Work instructions
Find the word "table" in the listing; pull out each line holding it.

Supplied material
<<<<
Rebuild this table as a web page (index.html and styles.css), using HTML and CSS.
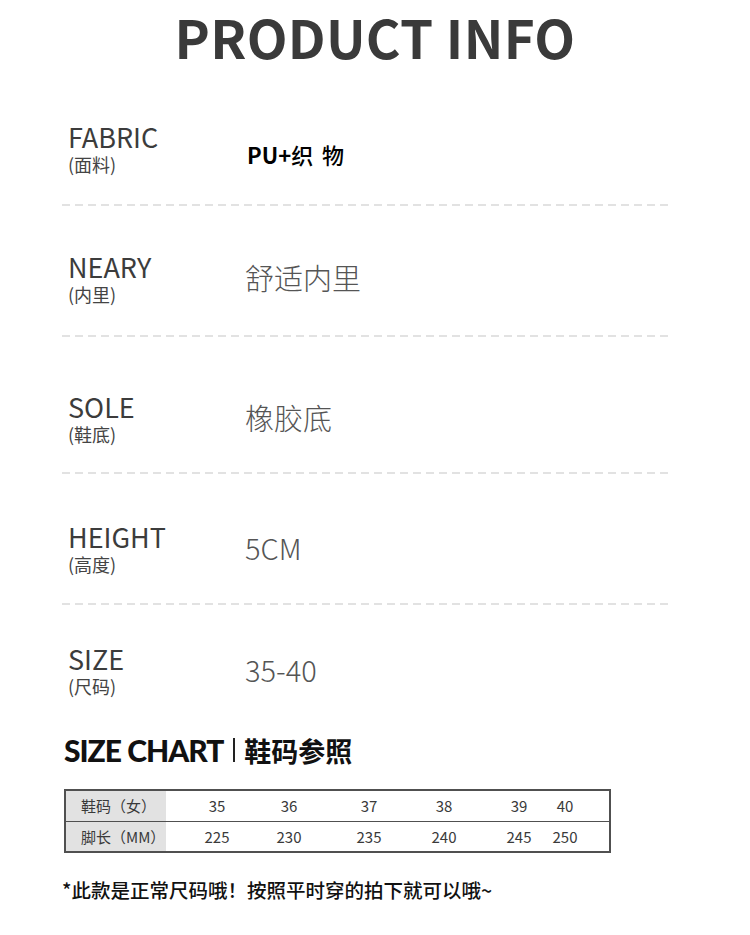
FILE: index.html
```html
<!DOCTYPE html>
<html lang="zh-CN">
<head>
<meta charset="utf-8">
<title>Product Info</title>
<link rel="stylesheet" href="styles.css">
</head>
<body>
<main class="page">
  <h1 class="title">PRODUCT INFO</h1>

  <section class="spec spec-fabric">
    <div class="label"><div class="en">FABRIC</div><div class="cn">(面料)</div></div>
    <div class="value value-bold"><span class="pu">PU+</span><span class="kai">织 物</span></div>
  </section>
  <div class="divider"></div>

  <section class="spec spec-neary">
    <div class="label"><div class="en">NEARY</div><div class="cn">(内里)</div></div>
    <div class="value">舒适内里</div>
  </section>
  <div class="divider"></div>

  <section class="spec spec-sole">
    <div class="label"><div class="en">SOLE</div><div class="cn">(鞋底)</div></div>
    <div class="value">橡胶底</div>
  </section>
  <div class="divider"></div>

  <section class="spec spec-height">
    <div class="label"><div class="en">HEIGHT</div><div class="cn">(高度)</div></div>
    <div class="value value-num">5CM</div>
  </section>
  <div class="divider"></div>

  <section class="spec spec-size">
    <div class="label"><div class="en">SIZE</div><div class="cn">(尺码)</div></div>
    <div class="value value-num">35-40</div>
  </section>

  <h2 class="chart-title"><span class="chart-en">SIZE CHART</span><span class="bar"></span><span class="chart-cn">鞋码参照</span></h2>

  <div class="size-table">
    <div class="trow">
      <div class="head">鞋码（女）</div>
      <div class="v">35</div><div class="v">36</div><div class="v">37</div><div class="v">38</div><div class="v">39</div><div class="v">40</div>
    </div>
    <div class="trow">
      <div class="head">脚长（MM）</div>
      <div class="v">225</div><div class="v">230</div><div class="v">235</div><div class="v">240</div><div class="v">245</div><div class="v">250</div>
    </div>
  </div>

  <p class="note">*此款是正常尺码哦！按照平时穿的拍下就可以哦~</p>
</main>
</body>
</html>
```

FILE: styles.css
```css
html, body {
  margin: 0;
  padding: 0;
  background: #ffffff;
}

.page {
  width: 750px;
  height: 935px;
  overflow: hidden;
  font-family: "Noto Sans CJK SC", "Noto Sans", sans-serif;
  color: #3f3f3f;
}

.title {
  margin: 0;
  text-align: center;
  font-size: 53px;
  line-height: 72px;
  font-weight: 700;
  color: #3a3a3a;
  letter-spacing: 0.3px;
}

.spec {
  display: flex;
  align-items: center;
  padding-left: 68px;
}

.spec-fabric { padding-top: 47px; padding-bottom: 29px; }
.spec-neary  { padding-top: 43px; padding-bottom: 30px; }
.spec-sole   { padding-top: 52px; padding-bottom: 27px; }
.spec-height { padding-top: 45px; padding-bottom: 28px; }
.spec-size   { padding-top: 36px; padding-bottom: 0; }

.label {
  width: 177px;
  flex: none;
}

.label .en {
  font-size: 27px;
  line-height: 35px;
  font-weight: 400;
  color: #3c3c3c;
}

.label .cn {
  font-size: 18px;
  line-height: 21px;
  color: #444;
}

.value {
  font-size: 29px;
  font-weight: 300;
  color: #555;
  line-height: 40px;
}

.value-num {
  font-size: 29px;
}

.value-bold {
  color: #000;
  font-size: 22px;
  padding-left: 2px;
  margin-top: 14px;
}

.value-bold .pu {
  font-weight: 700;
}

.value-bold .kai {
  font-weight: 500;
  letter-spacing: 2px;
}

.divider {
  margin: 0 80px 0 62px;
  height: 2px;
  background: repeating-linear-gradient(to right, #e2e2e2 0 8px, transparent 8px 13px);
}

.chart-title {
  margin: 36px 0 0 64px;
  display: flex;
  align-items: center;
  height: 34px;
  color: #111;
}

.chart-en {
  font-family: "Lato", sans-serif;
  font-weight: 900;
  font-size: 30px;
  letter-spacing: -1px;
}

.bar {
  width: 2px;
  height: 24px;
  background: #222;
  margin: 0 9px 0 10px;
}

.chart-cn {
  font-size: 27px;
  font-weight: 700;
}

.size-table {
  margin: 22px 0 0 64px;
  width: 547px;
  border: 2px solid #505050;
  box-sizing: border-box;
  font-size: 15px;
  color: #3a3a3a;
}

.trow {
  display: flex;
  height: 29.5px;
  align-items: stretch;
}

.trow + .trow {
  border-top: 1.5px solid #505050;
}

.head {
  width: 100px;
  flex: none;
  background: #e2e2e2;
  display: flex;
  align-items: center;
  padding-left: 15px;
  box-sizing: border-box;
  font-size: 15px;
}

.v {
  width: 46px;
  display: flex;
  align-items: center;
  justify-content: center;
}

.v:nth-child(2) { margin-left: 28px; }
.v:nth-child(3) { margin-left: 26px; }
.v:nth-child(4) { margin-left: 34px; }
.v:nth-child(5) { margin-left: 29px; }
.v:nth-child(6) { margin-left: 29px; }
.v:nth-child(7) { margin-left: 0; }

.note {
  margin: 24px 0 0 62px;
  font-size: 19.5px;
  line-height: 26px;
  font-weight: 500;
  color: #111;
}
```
>>>>
<<<<
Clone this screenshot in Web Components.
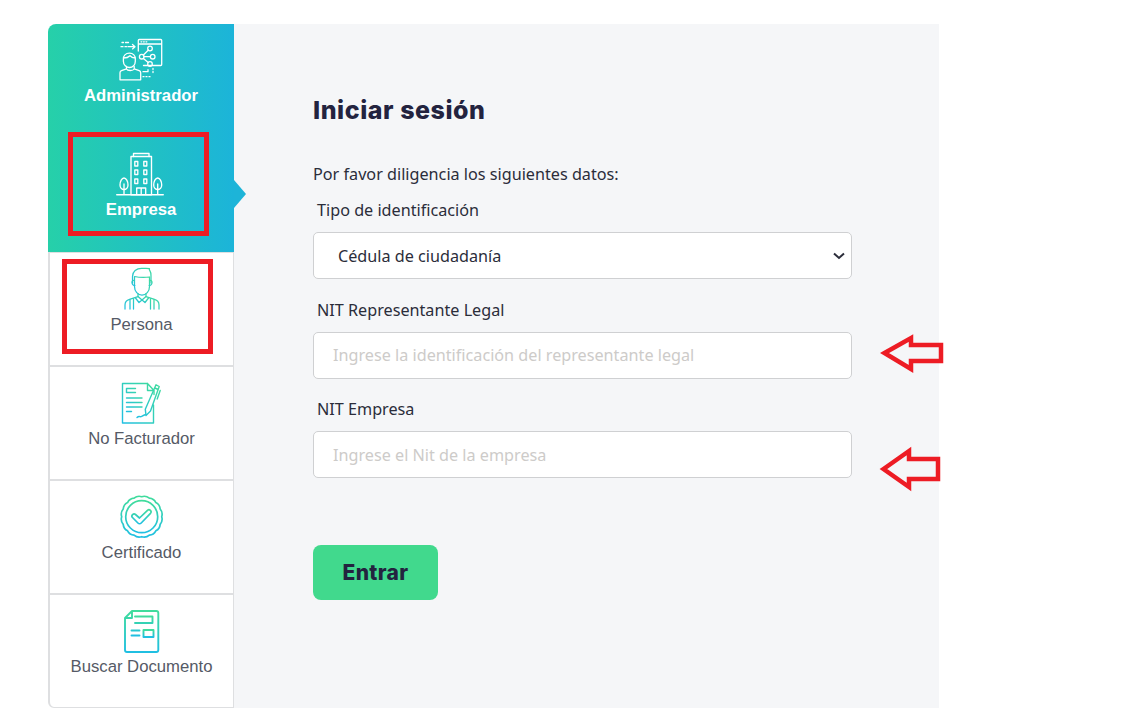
>>>>
Response
Rebuild this table as a web page (index.html and styles.css), using HTML and CSS.
  <div class="size-table">
.size-table {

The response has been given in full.